Pull every line containing "React" out of the material below.

**Collected material**

--------------------------------------------------

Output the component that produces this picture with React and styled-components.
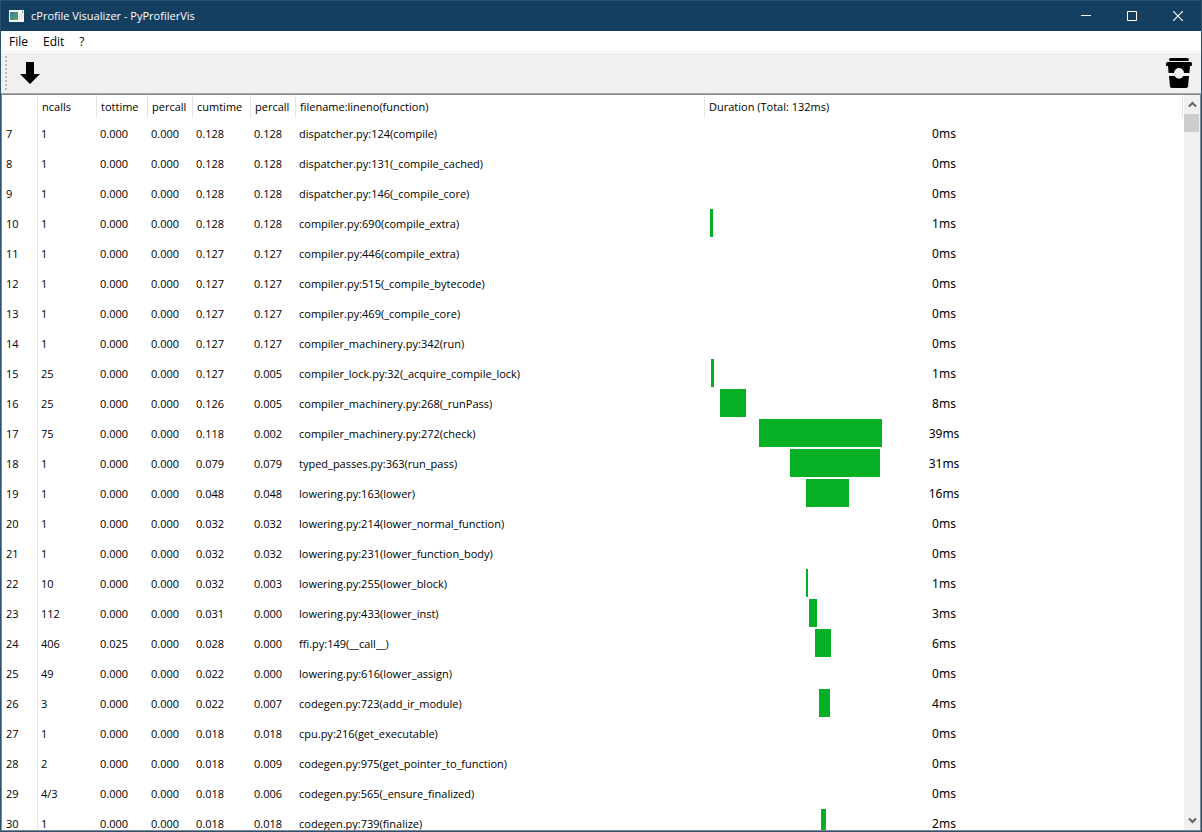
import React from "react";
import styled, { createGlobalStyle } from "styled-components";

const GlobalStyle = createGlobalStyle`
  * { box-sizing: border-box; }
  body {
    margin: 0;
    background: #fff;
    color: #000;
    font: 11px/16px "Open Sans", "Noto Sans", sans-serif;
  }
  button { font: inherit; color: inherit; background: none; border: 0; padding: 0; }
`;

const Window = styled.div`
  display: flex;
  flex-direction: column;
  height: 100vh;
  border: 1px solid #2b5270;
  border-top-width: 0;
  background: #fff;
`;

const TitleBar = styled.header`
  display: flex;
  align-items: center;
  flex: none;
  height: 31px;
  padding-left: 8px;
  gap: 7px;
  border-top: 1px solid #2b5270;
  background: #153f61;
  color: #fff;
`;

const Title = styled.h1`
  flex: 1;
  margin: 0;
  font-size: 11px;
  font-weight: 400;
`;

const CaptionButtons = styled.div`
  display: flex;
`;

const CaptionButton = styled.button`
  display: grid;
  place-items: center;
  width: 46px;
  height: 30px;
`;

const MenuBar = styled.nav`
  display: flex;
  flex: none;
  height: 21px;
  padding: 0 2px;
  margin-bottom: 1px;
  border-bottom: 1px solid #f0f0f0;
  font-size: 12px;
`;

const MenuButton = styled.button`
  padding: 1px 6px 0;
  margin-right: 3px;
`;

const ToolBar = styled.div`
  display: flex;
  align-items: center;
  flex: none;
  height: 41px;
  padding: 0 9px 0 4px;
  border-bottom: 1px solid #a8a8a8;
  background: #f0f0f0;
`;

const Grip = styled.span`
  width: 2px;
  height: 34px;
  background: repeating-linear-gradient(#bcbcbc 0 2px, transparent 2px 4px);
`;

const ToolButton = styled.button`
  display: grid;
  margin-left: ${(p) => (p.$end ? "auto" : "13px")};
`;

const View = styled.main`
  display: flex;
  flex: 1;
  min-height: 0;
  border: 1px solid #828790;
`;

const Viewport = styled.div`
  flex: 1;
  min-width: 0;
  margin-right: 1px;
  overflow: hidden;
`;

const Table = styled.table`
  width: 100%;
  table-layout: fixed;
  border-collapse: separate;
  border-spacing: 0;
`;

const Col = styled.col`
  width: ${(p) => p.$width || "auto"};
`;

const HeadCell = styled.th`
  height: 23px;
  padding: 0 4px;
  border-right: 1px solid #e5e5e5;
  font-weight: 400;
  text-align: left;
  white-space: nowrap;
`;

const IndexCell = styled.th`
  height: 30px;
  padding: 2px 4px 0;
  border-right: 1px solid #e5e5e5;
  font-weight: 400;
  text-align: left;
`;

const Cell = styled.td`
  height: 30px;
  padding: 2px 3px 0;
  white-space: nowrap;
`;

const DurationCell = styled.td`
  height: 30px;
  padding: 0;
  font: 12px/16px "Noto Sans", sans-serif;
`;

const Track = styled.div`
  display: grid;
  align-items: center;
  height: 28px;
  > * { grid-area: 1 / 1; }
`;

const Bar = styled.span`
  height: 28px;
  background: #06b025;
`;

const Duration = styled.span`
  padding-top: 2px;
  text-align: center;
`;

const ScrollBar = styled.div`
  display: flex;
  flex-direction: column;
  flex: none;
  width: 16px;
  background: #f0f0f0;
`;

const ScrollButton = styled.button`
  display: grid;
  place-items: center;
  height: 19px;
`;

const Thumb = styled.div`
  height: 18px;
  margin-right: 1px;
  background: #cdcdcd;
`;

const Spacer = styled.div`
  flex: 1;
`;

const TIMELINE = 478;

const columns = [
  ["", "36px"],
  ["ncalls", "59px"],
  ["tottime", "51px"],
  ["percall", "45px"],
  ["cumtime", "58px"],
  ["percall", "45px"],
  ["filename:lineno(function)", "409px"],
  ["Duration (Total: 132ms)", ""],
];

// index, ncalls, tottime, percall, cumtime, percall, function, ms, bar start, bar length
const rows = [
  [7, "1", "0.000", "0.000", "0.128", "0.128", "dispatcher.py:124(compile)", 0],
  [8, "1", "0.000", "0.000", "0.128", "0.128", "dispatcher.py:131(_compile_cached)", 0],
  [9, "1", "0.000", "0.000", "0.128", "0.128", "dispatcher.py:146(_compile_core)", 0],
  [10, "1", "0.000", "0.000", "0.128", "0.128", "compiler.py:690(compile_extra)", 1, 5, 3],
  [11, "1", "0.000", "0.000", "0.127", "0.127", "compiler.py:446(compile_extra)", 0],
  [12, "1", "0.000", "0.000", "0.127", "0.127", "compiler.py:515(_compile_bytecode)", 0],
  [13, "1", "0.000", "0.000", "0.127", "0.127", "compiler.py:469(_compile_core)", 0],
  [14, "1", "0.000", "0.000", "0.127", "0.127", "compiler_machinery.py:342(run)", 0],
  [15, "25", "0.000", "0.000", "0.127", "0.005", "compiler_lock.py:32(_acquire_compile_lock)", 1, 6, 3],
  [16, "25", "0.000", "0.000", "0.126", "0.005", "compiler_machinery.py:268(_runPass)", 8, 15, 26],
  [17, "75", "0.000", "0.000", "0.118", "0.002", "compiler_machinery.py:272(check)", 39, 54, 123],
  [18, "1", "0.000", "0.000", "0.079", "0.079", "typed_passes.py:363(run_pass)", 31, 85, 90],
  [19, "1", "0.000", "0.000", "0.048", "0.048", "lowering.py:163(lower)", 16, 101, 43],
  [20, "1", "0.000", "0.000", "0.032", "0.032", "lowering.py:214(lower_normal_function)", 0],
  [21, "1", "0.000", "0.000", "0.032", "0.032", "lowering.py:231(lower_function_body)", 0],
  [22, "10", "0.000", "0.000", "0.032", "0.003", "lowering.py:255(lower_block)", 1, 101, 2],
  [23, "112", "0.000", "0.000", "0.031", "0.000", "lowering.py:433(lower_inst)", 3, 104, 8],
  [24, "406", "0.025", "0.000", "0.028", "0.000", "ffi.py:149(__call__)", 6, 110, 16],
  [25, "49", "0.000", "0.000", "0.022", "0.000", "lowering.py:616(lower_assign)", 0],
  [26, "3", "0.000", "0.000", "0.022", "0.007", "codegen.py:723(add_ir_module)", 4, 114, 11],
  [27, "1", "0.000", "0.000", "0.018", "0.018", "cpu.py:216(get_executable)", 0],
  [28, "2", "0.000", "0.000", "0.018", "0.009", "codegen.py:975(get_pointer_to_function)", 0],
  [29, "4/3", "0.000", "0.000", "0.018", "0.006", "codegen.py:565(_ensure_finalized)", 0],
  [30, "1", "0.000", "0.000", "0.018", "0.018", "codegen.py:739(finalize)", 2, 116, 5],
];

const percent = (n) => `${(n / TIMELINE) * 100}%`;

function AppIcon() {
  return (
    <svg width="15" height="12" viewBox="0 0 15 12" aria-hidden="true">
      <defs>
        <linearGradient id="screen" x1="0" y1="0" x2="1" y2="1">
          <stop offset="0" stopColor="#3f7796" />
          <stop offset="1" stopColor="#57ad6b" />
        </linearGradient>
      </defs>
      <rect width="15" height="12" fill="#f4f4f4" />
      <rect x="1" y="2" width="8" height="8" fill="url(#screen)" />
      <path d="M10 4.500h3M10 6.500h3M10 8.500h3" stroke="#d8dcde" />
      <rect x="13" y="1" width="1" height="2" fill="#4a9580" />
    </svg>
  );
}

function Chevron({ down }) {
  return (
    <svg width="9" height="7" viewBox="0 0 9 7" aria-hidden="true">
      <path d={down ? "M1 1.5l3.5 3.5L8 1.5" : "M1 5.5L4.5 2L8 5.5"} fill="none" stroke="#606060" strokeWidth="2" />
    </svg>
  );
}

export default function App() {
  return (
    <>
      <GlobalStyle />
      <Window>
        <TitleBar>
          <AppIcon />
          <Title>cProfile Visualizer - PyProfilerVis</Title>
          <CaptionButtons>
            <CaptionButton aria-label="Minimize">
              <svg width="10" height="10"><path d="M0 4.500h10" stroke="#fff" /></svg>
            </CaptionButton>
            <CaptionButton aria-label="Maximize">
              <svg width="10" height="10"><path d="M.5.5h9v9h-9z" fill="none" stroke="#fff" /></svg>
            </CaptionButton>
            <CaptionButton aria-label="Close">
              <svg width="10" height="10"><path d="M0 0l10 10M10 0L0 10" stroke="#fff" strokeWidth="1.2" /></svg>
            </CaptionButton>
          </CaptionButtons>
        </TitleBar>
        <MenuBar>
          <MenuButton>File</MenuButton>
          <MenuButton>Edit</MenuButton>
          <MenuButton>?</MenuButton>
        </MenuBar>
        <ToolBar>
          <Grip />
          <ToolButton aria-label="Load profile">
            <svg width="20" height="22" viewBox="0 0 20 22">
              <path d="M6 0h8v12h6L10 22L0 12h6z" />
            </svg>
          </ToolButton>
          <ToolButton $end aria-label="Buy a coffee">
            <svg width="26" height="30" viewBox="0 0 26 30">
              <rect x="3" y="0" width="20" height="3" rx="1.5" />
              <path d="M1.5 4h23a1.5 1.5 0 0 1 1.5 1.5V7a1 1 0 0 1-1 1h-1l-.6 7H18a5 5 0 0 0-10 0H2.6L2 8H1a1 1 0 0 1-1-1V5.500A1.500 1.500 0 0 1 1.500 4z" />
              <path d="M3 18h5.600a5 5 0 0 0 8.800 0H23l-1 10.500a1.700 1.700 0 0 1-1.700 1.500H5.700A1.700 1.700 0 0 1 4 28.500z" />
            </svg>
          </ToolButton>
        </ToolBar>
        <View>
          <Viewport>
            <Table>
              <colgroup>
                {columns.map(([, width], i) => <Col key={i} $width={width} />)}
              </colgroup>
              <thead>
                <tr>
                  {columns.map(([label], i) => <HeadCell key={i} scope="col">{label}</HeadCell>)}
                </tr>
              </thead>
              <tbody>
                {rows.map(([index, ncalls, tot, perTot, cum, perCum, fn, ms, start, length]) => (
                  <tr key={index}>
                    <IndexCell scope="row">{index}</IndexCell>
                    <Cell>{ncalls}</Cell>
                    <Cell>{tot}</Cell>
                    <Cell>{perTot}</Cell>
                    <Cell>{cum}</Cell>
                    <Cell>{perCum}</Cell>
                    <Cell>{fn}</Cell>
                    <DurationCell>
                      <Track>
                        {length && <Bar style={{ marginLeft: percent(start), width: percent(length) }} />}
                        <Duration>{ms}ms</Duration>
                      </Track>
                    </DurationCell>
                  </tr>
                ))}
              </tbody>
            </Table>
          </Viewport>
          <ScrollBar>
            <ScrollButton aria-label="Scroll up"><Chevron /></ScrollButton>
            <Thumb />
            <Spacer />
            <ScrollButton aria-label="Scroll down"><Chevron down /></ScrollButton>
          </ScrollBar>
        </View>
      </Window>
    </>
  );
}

--------------------------------------------------

**Completed task**
Output the component that produces this picture with React and styled-components.
import React from "react";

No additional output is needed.